If we wish it so, boredom could become a thing of the past. And as we have seen, there is a real danger in this.
On the other hand, I think boredom may be more resilient that we think. Maybe our brains are primed to eventually filter out any whatever barrage of information we throw at them, like the ticking of a clock that escapes our notice after a while. Maybe, no matter how hard we try to avoid it, we will be bored, ultimately.
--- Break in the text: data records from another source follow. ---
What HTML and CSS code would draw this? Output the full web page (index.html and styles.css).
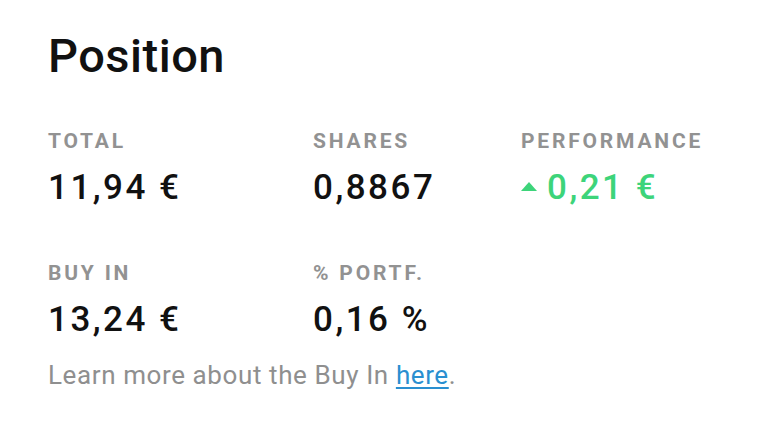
FILE: index.html
```html
<!DOCTYPE html>
<html>
<head>
<meta charset="utf-8">
<link rel="stylesheet" href="styles.css">
</head>
<body>
<main class="card">
  <h1 class="title">Position</h1>
  <div class="grid">
    <div class="stat">
      <div class="label">TOTAL</div>
      <div class="value">11,94 €</div>
    </div>
    <div class="stat">
      <div class="label">SHARES</div>
      <div class="value">0,8867</div>
    </div>
    <div class="stat">
      <div class="label">PERFORMANCE</div>
      <div class="value up"><span class="tri"></span>0,21 €</div>
    </div>
    <div class="stat">
      <div class="label">BUY IN</div>
      <div class="value">13,24 €</div>
    </div>
    <div class="stat">
      <div class="label">% PORTF.</div>
      <div class="value">0,16 %</div>
    </div>
  </div>
  <p class="note">Learn more about the Buy In <a href="#">here</a>.</p>
</main>
</body>
</html>
```
FILE: styles.css
```css
html, body { margin: 0; padding: 0; background: #ffffff; }
body { font-family: Roboto, "Liberation Sans", sans-serif; color: #111; }
.card { padding: 28px 0 0 48px; }
.title { margin: 0; font-size: 47px; font-weight: 500; line-height: 56px; letter-spacing: 0.5px; }
.grid { display: grid; grid-template-columns: 265px 208px 240px; row-gap: 53px; margin-top: 45px; }
.label { font-size: 21px; font-weight: 700; color: #929292; letter-spacing: 2.8px; line-height: 24px; }
.value { font-size: 35px; font-weight: 500; letter-spacing: 2.5px; line-height: 40px; margin-top: 15px; display: flex; align-items: center; }
.value.up { color: #3dd47a; }
.tri { width: 0; height: 0; border-left: 8px solid transparent; border-right: 8px solid transparent; border-bottom: 9px solid #3dd47a; margin-right: 10px; margin-top: -4px; }
.note { margin: 20px 0 0; font-size: 26px; color: #8f8f8f; line-height: 30px; letter-spacing: 0.6px; }
.note a { color: #2a8fd0; text-decoration: underline; text-underline-offset: 3px; }
```
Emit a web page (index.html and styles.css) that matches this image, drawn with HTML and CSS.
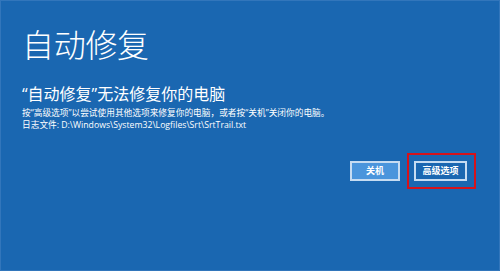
FILE: index.html
```html
<!DOCTYPE html>
<html lang="zh-CN">
<head>
<meta charset="utf-8">
<title>自动修复</title>
<link rel="stylesheet" href="styles.css">
</head>
<body>
<main class="screen">
  <h1 class="title">自动修复</h1>
  <section class="message">
    <p class="headline">“自动修复”无法修复你的电脑</p>
    <p class="detail">按“高级选项”以尝试使用其他选项来修复你的电脑，或者按“关机”关闭你的电脑。</p>
    <p class="detail">日志文件: D:\Windows\System32\Logfiles\Srt\SrtTrail.txt</p>
  </section>
  <div class="actions">
    <button class="btn btn-primary" type="button">关机</button>
    <button class="btn btn-secondary highlighted" type="button">高级选项</button>
  </div>
</main>
</body>
</html>
```
FILE: styles.css
```css
html, body {
  margin: 0;
  padding: 0;
}
body {
  width: 500px;
  height: 271px;
  background: #1a67b1;
  font-family: "Noto Sans CJK SC", "Noto Sans", sans-serif;
  color: #ffffff;
  overflow: hidden;
}
.screen {
  box-sizing: border-box;
  width: 500px;
  height: 271px;
  border: 1px solid #3276bb;
  padding: 26px 32px 0 21px;
  display: flex;
  flex-direction: column;
}
.title {
  margin: 0;
  font-size: 32px;
  line-height: 32px;
  font-weight: 300;
  letter-spacing: -0.3px;
}
.message {
  margin-top: 27px;
  display: flex;
  flex-direction: column;
}
.headline {
  margin: 0 0 5px 0;
  font-family: "Open Sans", "Noto Sans CJK SC", sans-serif;
  font-size: 16px;
  line-height: 16px;
  font-weight: 400;
}
.detail {
  margin: 0;
  font-family: "Open Sans", "Noto Sans CJK SC", sans-serif;
  font-size: 8.7px;
  line-height: 12px;
  font-weight: 400;
}
.actions {
  margin-top: 30px;
  display: flex;
  justify-content: flex-end;
  gap: 14px;
}
.btn {
  box-sizing: border-box;
  height: 20px;
  padding: 0;
  border: 2px solid #c6dcf2;
  color: #ffffff;
  font-family: "Noto Sans CJK SC", sans-serif;
  font-size: 9px;
  font-weight: 700;
  line-height: 16px;
}
.btn-primary {
  width: 50px;
  background: #4a95dc;
}
.btn-secondary {
  width: 53px;
  background: #1a67b1;
}
.highlighted {
  position: relative;
}
.highlighted::after {
  content: "";
  position: absolute;
  left: -9px;
  top: -10px;
  right: -11px;
  bottom: -10px;
  border: 2px solid #d5131b;
}
```
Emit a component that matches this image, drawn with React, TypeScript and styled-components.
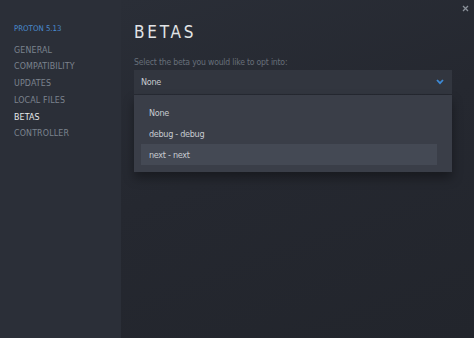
import React from 'react'
import styled, { createGlobalStyle } from 'styled-components'

const GlobalStyle = createGlobalStyle`
  html, body {
    margin: 0;
    padding: 0;
    background: #23262e;
  }
  body {
    font-family: 'DejaVu Sans Condensed', 'DejaVu Sans', sans-serif;
  }
`

const Window = styled.div`
  width: 474px;
  height: 338px;
  display: flex;
  overflow: hidden;
  position: relative;
`

const Sidebar = styled.nav`
  width: 121px;
  flex-shrink: 0;
  background: #2b2f38;
  padding: 22.5px 0 0 14px;
  box-sizing: border-box;
  display: flex;
  flex-direction: column;
`

const GameName = styled.div`
  color: #4a8bd0;
  font-size: 7.8px;
  line-height: 12px;
  margin-bottom: 7px;
`

const MenuItem = styled.div<{ active?: boolean }>`
  color: ${(p) => (p.active ? '#e6e8ea' : '#7c838e')};
  font-size: 8.8px;
  text-transform: uppercase;
  line-height: 16.8px;
  letter-spacing: 0.15px;
`

const Main = styled.main`
  flex: 1;
  background: linear-gradient(160deg, #2a2e37 0%, #252830 45%, #22252c 100%);
  padding: 22px 22px 0 13px;
  box-sizing: border-box;
`

const CloseButton = styled.div`
  position: absolute;
  top: 2px;
  right: 3px;
  width: 12px;
  height: 12px;
  display: flex;
  align-items: center;
  justify-content: center;
`

const Title = styled.h1`
  margin: 0;
  font-weight: 200;
  font-size: 17px;
  letter-spacing: 2.8px;
  color: #e2e4e6;
  line-height: 20px;
`

const Label = styled.div`
  margin-top: 14px;
  color: #676f7a;
  font-size: 8.6px;
  letter-spacing: -0.2px;
  line-height: 12px;
`

const Select = styled.div`
  margin-top: 2px;
  height: 24px;
  background: #32363f;
  display: flex;
  align-items: center;
  justify-content: space-between;
  padding: 0 8px 0 7px;
  color: #c7cad0;
  font-size: 9px;
  letter-spacing: -0.3px;
`

const Menu = styled.div`
  margin-top: 1px;
  background: #3a3e48;
  padding: 7px 15px 7px 7px;
  box-shadow: 0 6px 10px rgba(0, 0, 0, 0.35);
  display: flex;
  flex-direction: column;
`

const Option = styled.div<{ highlighted?: boolean }>`
  height: 21px;
  display: flex;
  align-items: center;
  padding-left: 8px;
  font-size: 9px;
  letter-spacing: -0.3px;
  color: #c7cad0;
  background: ${(p) => (p.highlighted ? '#444954' : 'transparent')};
`

const options = ['None', 'debug - debug', 'next - next']

const App = () => {
  return (
    <>
      <GlobalStyle />
      <Window>
        <Sidebar>
          <GameName>PROTON 5.13</GameName>
          <MenuItem>General</MenuItem>
          <MenuItem>Compatibility</MenuItem>
          <MenuItem>Updates</MenuItem>
          <MenuItem>Local Files</MenuItem>
          <MenuItem active>Betas</MenuItem>
          <MenuItem>Controller</MenuItem>
        </Sidebar>
        <Main>
          <Title>BETAS</Title>
          <Label>Select the beta you would like to opt into:</Label>
          <Select>
            <span>None</span>
            <svg width='8' height='6' viewBox='0 0 8 6'>
              <path d='M1 1 L4 4.2 L7 1' stroke='#3d8ad6' strokeWidth='1.8' fill='none' />
            </svg>
          </Select>
          <Menu>
            {options.map((o, i) => (
              <Option key={o} highlighted={i === 2}>
                {o}
              </Option>
            ))}
          </Menu>
        </Main>
        <CloseButton>
          <svg width='7' height='7' viewBox='0 0 7 7'>
            <path d='M1 1 L6 6 M6 1 L1 6' stroke='#8a9099' strokeWidth='1.3' />
          </svg>
        </CloseButton>
      </Window>
    </>
  )
}

export default App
But it is worth considering that in many ways, boredom is a luxury. Imagine a life in which you had to scramble to survive, every hour of every day. Picking nuts, hunting prey, tilling soil, washing clothes, moving rocks, cleaning house… never a moment’s rest. For most people in most places throughout human history, this was not far from the truth. Having “time to spare” has historically been an indulgence few could afford, let alone enough time to binge watch three seasons of Supergirl on Netflix.
If you have that kind of leisure time on your hands—and in the affluent West many of us do—why not reserve some of that time to, well… be bored? Do nothing. Forgo the IV drip of nontertainment. Disengage. Don’t click the bait.
You may find that when the insistent Morse code of dopamine hits subsides, something else takes its place. Let’s see it as another (albeit imaginary) “hormone” called tediumine. You’ll find that the initial effects of tediumine (weariness, restlessness) quickly wear off and are followed by a most pleasant sensation of mental acuity and discovery. You may see the world and yourself in a new light as you slip into the lower gear of “slow thinking” thanks to this wonderful new pastime: being bored stiff.